### What you will do
Repeat all of the material below exactly as written, images excluded.

### Dataset section
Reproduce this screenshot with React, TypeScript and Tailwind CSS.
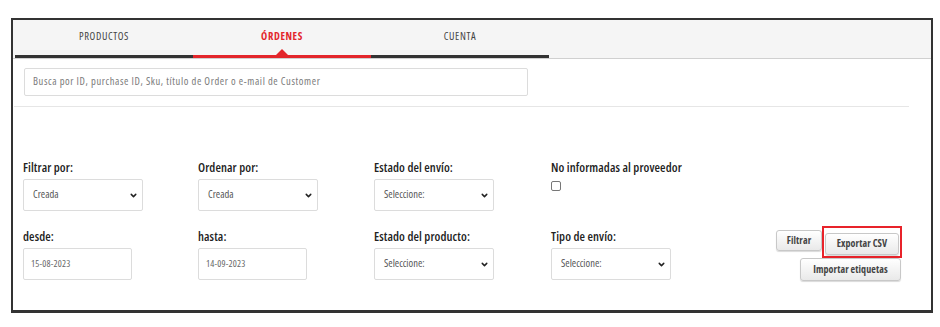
import { ChevronDown } from "lucide-react";

const tabs = ["PRODUCTOS", "ÓRDENES", "CUENTA"];

function Select({ value, width }: { value: string; width: string }) {
  return (
    <div
      className={`${width} h-[32px] border border-[#dcdcdc] rounded-[2px] bg-white flex items-center justify-between pl-[9px] pr-[4px]`}
    >
      <span className="text-[10.5px] text-[#555] font-stretch-condensed">{value}</span>
      <ChevronDown className="size-[9px] text-[#222]" strokeWidth={4} />
    </div>
  );
}

function DateInput({ value }: { value: string }) {
  return (
    <div className="w-[109px] h-[32px] border border-[#dcdcdc] rounded-[2px] bg-white flex items-center pl-[7px]">
      <span className="text-[9.5px] text-[#666] font-stretch-condensed tracking-[0.2px]">{value}</span>
    </div>
  );
}

function Label({ children }: { children: React.ReactNode }) {
  return (
    <div className="text-[12.5px] leading-[16px] font-semibold text-[#222] h-[16px] font-stretch-condensed tracking-[0.1px]">
      {children}
    </div>
  );
}

const btn =
  "text-[10px] font-bold text-[#444] border border-[#c8c8c8] rounded-[3px] bg-gradient-to-b from-white to-[#e9e9e9] shadow-[0_1px_1px_rgba(0,0,0,0.15)] font-stretch-condensed tracking-[0.1px]";

export default function App() {
  return (
    <div className="w-[940px] h-[327px] bg-white pt-[18px] pl-[11px] font-['Open_Sans',sans-serif]">
      <div className="w-[922px] h-[295px] border-2 border-b-[3px] border-[#333]">
        {/* tabs */}
        <div className="h-[39px] bg-[#f5f5f5] border-b border-[#d0d0d0] pl-[2px] flex">
          {tabs.map((tab, i) => (
            <div key={tab} className="w-[178px] flex flex-col">
              <div
                className={`flex-1 flex items-center justify-center text-[10.5px] pb-[1px] font-stretch-condensed tracking-[0.6px] ${
                  i === 1 ? "text-[#e3262b] font-bold" : "text-[#444]"
                }`}
              >
                {tab}
              </div>
              <div className={`relative h-[3px] ${i === 1 ? "bg-[#e3262b]" : "bg-[#333]"}`}>
                {i === 1 && (
                  <div className="absolute left-1/2 -translate-x-1/2 -top-[6px] w-0 h-0 border-l-[6px] border-r-[6px] border-b-[6px] border-l-transparent border-r-transparent border-b-[#e3262b]" />
                )}
              </div>
            </div>
          ))}
        </div>

        {/* search */}
        <div className="mt-[9px] ml-[11px] w-[504px] h-[28px] border border-[#dcdcdc] rounded-[2px] flex items-center pl-[8px]">
          <span className="text-[10.5px] text-[#7a7a7a] font-stretch-condensed tracking-[0.6px]">
            Busca por ID, purchase ID, Sku, título de Order o e-mail de Customer
          </span>
        </div>
        <div className="mt-[10px] ml-[1px] w-[895px] h-[1px] bg-[#e6e6e6]" />

        {/* filters */}
        <div className="mt-[53px] ml-[10px] flex">
          <div className="w-[175px]">
            <Label>Filtrar por:</Label>
            <div className="mt-[3px]">
              <Select value="Creada" width="w-[120px]" />
            </div>
          </div>
          <div className="w-[176px]">
            <Label>Ordenar por:</Label>
            <div className="mt-[3px]">
              <Select value="Creada" width="w-[120px]" />
            </div>
          </div>
          <div className="w-[177px]">
            <Label>Estado del envío:</Label>
            <div className="mt-[3px]">
              <Select value="Seleccione:" width="w-[120px]" />
            </div>
          </div>
          <div>
            <Label>No informadas al proveedor</Label>
            <div className="mt-[5px] w-[10px] h-[10px] border border-[#777] rounded-[2px] bg-white" />
          </div>
        </div>

        <div className="mt-[18px] ml-[10px] flex">
          <div className="w-[175px]">
            <Label>desde:</Label>
            <div className="mt-[3px]">
              <DateInput value="15-08-2023" />
            </div>
          </div>
          <div className="w-[176px]">
            <Label>hasta:</Label>
            <div className="mt-[3px]">
              <DateInput value="14-09-2023" />
            </div>
          </div>
          <div className="w-[177px]">
            <Label>Estado del producto:</Label>
            <div className="mt-[3px]">
              <Select value="Seleccione:" width="w-[120px]" />
            </div>
          </div>
          <div className="w-[120px]">
            <Label>Tipo de envío:</Label>
            <div className="mt-[3px]">
              <Select value="Seleccione:" width="w-[120px]" />
            </div>
          </div>
          <div className="ml-auto mr-[29px] -mt-[3px] flex flex-col items-end">
            <div className="flex">
              <button className={`mt-[4px] h-[21px] w-[46px] ${btn}`}>Filtrar</button>
              <div className="border-2 border-[#e8232a] p-[1px]">
                <button className={`h-[22px] w-[74px] ${btn}`}>Exportar CSV</button>
              </div>
            </div>
            <button className={`mr-[1px] h-[23px] w-[101px] ${btn}`}>Importar etiquetas</button>
          </div>
        </div>
      </div>
    </div>
  );
}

### Written solution
Reproduce this screenshot with React, TypeScript and Tailwind CSS.
import { ChevronDown } from "lucide-react";

const tabs = ["PRODUCTOS", "ÓRDENES", "CUENTA"];

function Select({ value, width }: { value: string; width: string }) {
  return (
    <div
      className={`${width} h-[32px] border border-[#dcdcdc] rounded-[2px] bg-white flex items-center justify-between pl-[9px] pr-[4px]`}
    >
      <span className="text-[10.5px] text-[#555] font-stretch-condensed">{value}</span>
      <ChevronDown className="size-[9px] text-[#222]" strokeWidth={4} />
    </div>
  );
}

function DateInput({ value }: { value: string }) {
  return (
    <div className="w-[109px] h-[32px] border border-[#dcdcdc] rounded-[2px] bg-white flex items-center pl-[7px]">
      <span className="text-[9.5px] text-[#666] font-stretch-condensed tracking-[0.2px]">{value}</span>
    </div>
  );
}

function Label({ children }: { children: React.ReactNode }) {
  return (
    <div className="text-[12.5px] leading-[16px] font-semibold text-[#222] h-[16px] font-stretch-condensed tracking-[0.1px]">
      {children}
    </div>
  );
}

const btn =
  "text-[10px] font-bold text-[#444] border border-[#c8c8c8] rounded-[3px] bg-gradient-to-b from-white to-[#e9e9e9] shadow-[0_1px_1px_rgba(0,0,0,0.15)] font-stretch-condensed tracking-[0.1px]";

export default function App() {
  return (
    <div className="w-[940px] h-[327px] bg-white pt-[18px] pl-[11px] font-['Open_Sans',sans-serif]">
      <div className="w-[922px] h-[295px] border-2 border-b-[3px] border-[#333]">
        {/* tabs */}
        <div className="h-[39px] bg-[#f5f5f5] border-b border-[#d0d0d0] pl-[2px] flex">
          {tabs.map((tab, i) => (
            <div key={tab} className="w-[178px] flex flex-col">
              <div
                className={`flex-1 flex items-center justify-center text-[10.5px] pb-[1px] font-stretch-condensed tracking-[0.6px] ${
                  i === 1 ? "text-[#e3262b] font-bold" : "text-[#444]"
                }`}
              >
                {tab}
              </div>
              <div className={`relative h-[3px] ${i === 1 ? "bg-[#e3262b]" : "bg-[#333]"}`}>
                {i === 1 && (
                  <div className="absolute left-1/2 -translate-x-1/2 -top-[6px] w-0 h-0 border-l-[6px] border-r-[6px] border-b-[6px] border-l-transparent border-r-transparent border-b-[#e3262b]" />
                )}
              </div>
            </div>
          ))}
        </div>

        {/* search */}
        <div className="mt-[9px] ml-[11px] w-[504px] h-[28px] border border-[#dcdcdc] rounded-[2px] flex items-center pl-[8px]">
          <span className="text-[10.5px] text-[#7a7a7a] font-stretch-condensed tracking-[0.6px]">
            Busca por ID, purchase ID, Sku, título de Order o e-mail de Customer
          </span>
        </div>
        <div className="mt-[10px] ml-[1px] w-[895px] h-[1px] bg-[#e6e6e6]" />

        {/* filters */}
        <div className="mt-[53px] ml-[10px] flex">
          <div className="w-[175px]">
            <Label>Filtrar por:</Label>
            <div className="mt-[3px]">
              <Select value="Creada" width="w-[120px]" />
            </div>
          </div>
          <div className="w-[176px]">
            <Label>Ordenar por:</Label>
            <div className="mt-[3px]">
              <Select value="Creada" width="w-[120px]" />
            </div>
          </div>
          <div className="w-[177px]">
            <Label>Estado del envío:</Label>
            <div className="mt-[3px]">
              <Select value="Seleccione:" width="w-[120px]" />
            </div>
          </div>
          <div>
            <Label>No informadas al proveedor</Label>
            <div className="mt-[5px] w-[10px] h-[10px] border border-[#777] rounded-[2px] bg-white" />
          </div>
        </div>

        <div className="mt-[18px] ml-[10px] flex">
          <div className="w-[175px]">
            <Label>desde:</Label>
            <div className="mt-[3px]">
              <DateInput value="15-08-2023" />
            </div>
          </div>
          <div className="w-[176px]">
            <Label>hasta:</Label>
            <div className="mt-[3px]">
              <DateInput value="14-09-2023" />
            </div>
          </div>
          <div className="w-[177px]">
            <Label>Estado del producto:</Label>
            <div className="mt-[3px]">
              <Select value="Seleccione:" width="w-[120px]" />
            </div>
          </div>
          <div className="w-[120px]">
            <Label>Tipo de envío:</Label>
            <div className="mt-[3px]">
              <Select value="Seleccione:" width="w-[120px]" />
            </div>
          </div>
          <div className="ml-auto mr-[29px] -mt-[3px] flex flex-col items-end">
            <div className="flex">
              <button className={`mt-[4px] h-[21px] w-[46px] ${btn}`}>Filtrar</button>
              <div className="border-2 border-[#e8232a] p-[1px]">
                <button className={`h-[22px] w-[74px] ${btn}`}>Exportar CSV</button>
              </div>
            </div>
            <button className={`mr-[1px] h-[23px] w-[101px] ${btn}`}>Importar etiquetas</button>
          </div>
        </div>
      </div>
    </div>
  );
}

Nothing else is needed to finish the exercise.